--- BEGIN ---

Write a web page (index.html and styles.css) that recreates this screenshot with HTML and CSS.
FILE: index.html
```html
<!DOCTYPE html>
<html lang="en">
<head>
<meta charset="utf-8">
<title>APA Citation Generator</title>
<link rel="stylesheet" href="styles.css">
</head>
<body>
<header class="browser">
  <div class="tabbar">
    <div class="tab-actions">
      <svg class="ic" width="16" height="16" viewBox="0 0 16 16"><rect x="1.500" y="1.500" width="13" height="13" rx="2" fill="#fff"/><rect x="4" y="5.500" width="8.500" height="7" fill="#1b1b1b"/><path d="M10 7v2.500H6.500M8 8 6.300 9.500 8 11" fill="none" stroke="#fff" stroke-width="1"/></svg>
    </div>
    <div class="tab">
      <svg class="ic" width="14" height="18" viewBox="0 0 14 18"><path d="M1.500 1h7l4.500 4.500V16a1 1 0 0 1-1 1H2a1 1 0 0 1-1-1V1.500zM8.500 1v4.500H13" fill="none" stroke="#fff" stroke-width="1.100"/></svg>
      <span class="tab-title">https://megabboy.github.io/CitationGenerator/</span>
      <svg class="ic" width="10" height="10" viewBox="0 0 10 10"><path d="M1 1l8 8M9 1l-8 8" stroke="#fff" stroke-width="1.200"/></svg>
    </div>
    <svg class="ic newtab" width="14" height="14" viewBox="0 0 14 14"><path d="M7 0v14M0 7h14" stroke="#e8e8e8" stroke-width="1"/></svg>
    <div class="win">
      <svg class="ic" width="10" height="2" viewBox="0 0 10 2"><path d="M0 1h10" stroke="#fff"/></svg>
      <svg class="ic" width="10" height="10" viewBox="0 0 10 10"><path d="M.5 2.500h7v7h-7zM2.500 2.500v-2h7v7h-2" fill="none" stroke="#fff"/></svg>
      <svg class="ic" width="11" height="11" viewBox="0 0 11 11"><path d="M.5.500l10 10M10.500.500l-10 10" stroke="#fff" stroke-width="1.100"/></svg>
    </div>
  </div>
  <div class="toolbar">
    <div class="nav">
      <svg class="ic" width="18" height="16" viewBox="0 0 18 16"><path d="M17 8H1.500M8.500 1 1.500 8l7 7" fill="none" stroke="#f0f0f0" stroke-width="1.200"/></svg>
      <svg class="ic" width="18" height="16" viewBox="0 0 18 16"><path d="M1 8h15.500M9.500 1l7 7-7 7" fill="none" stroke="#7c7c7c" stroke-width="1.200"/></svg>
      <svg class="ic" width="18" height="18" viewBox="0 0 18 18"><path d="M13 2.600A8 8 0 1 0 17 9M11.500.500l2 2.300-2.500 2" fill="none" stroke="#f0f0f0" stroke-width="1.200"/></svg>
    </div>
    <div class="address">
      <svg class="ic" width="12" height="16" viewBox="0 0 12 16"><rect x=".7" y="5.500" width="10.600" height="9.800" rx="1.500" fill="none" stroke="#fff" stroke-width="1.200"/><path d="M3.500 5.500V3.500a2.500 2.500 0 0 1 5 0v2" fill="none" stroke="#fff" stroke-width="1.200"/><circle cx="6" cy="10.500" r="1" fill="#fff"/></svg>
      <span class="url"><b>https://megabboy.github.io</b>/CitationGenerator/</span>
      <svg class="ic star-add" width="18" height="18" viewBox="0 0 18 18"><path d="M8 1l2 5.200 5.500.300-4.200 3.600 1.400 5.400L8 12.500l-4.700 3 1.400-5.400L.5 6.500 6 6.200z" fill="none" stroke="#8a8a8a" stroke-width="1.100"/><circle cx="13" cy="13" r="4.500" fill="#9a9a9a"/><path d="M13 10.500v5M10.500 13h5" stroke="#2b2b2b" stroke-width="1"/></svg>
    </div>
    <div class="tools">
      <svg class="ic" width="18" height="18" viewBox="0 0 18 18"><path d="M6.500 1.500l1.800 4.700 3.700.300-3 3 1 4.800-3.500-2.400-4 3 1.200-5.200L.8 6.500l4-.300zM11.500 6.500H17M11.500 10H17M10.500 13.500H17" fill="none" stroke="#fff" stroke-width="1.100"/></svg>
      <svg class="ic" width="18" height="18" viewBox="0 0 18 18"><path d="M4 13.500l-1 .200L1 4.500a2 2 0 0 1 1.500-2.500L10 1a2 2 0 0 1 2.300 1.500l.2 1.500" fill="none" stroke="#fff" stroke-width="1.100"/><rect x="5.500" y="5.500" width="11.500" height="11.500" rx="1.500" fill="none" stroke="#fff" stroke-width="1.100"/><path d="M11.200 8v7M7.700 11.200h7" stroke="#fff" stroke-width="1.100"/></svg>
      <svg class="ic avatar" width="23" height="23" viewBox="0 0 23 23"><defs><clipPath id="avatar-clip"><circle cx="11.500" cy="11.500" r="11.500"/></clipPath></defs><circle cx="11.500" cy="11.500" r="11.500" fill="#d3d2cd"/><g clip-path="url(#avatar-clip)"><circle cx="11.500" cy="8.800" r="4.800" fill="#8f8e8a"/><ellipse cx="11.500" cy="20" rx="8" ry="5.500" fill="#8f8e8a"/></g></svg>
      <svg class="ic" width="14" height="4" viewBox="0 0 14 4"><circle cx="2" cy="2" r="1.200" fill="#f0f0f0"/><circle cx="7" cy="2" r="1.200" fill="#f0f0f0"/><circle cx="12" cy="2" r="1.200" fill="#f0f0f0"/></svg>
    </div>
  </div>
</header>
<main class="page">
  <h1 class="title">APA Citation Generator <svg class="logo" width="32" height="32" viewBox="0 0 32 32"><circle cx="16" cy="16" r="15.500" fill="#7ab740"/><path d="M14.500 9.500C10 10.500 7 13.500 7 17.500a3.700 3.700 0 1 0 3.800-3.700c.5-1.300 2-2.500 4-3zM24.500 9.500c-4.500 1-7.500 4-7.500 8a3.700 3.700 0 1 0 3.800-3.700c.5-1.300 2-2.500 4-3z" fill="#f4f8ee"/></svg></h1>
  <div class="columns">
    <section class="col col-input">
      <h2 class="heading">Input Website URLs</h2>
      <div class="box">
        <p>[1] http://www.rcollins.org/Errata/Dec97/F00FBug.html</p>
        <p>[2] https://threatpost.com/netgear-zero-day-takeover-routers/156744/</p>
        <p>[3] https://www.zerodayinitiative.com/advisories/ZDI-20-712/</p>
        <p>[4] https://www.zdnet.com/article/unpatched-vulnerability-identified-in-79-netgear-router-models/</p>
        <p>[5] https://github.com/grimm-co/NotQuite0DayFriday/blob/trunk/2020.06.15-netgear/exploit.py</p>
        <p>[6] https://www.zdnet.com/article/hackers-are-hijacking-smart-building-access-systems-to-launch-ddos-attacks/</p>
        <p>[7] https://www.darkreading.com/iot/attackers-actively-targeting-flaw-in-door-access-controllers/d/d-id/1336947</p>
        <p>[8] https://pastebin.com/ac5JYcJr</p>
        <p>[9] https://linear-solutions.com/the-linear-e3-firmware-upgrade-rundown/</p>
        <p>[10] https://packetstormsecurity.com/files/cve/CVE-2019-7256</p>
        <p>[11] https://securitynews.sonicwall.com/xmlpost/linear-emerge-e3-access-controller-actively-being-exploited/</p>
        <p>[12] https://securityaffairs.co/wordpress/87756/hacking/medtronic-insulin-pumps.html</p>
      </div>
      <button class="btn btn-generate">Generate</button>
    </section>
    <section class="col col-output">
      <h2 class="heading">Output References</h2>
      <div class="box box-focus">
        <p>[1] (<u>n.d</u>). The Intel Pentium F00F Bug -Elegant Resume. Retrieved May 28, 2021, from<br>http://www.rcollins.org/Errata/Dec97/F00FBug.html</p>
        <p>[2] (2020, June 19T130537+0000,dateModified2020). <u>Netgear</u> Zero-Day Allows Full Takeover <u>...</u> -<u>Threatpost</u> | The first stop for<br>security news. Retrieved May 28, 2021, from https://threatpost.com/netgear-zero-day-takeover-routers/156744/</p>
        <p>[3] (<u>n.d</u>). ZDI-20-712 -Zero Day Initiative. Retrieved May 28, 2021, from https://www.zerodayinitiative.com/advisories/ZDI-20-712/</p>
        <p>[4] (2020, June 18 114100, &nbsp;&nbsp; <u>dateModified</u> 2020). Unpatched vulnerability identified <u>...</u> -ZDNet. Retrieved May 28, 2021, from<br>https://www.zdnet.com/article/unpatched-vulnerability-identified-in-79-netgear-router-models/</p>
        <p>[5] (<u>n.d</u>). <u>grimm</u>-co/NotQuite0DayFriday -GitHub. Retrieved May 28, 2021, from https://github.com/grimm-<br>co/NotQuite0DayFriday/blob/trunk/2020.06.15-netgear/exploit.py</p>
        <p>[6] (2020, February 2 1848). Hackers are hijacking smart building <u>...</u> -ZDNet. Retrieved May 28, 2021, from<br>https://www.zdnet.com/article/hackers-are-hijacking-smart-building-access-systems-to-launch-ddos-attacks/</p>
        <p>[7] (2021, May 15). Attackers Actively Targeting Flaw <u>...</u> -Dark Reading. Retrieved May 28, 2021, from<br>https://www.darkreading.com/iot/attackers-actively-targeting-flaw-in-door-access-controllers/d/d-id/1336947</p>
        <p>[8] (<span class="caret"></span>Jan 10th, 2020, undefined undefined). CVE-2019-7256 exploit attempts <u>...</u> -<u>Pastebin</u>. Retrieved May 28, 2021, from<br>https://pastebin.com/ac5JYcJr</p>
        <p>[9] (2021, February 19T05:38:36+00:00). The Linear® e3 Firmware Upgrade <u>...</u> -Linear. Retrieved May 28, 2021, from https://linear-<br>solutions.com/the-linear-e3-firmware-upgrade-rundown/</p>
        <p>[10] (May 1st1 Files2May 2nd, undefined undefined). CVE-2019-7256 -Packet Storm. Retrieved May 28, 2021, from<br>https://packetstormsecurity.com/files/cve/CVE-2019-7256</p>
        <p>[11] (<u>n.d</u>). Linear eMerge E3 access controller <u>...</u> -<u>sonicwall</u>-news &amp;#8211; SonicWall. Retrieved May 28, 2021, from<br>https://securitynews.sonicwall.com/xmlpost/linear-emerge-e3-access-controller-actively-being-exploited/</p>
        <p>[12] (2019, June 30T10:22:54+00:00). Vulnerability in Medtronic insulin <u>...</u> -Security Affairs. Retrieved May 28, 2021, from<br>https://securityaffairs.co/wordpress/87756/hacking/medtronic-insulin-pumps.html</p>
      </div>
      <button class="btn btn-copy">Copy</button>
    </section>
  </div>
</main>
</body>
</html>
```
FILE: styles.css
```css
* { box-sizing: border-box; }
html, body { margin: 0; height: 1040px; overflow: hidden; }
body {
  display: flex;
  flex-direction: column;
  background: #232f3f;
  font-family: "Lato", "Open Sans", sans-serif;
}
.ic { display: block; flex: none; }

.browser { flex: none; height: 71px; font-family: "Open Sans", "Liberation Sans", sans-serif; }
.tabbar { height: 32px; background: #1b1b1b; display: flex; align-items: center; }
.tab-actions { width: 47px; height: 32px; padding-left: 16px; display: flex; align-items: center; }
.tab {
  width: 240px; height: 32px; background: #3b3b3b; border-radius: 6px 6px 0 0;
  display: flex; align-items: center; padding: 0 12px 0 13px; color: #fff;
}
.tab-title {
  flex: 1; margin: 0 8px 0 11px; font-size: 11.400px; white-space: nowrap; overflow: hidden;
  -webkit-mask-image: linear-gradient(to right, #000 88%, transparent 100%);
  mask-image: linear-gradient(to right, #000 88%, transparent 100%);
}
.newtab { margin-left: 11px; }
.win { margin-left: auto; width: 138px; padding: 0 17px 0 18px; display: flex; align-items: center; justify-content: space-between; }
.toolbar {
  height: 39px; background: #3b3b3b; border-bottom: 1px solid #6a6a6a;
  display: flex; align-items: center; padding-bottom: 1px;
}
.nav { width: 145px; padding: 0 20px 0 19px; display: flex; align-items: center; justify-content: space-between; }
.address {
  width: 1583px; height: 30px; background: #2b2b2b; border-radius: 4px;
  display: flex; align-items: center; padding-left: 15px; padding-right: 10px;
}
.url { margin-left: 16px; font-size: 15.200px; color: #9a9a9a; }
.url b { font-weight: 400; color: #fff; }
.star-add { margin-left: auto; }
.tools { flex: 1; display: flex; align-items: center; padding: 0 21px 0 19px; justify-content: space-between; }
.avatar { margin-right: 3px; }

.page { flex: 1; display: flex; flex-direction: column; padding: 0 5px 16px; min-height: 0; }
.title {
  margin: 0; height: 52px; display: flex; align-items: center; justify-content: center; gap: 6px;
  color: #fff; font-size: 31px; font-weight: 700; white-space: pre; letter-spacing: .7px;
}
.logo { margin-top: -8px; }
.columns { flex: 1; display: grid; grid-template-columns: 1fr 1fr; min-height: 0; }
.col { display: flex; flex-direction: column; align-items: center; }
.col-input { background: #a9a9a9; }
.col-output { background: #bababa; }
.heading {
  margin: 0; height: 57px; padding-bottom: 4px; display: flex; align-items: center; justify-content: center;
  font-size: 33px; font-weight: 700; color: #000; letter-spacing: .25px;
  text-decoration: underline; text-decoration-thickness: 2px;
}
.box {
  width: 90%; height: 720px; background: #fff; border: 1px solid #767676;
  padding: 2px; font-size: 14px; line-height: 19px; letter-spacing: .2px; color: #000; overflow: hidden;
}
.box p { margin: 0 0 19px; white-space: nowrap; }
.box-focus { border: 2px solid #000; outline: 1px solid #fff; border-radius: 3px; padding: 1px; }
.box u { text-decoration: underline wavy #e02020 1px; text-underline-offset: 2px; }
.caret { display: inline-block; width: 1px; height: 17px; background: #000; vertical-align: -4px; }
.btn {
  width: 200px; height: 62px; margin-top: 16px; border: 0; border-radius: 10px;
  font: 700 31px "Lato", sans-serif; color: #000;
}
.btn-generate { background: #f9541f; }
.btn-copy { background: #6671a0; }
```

--- END ---

Instructions for the task
Copy out each line of the data containing the string "styles".

Result of this task
Write a web page (index.html and styles.css) that recreates this screenshot with HTML and CSS.
<link rel="stylesheet" href="styles.css">
FILE: styles.css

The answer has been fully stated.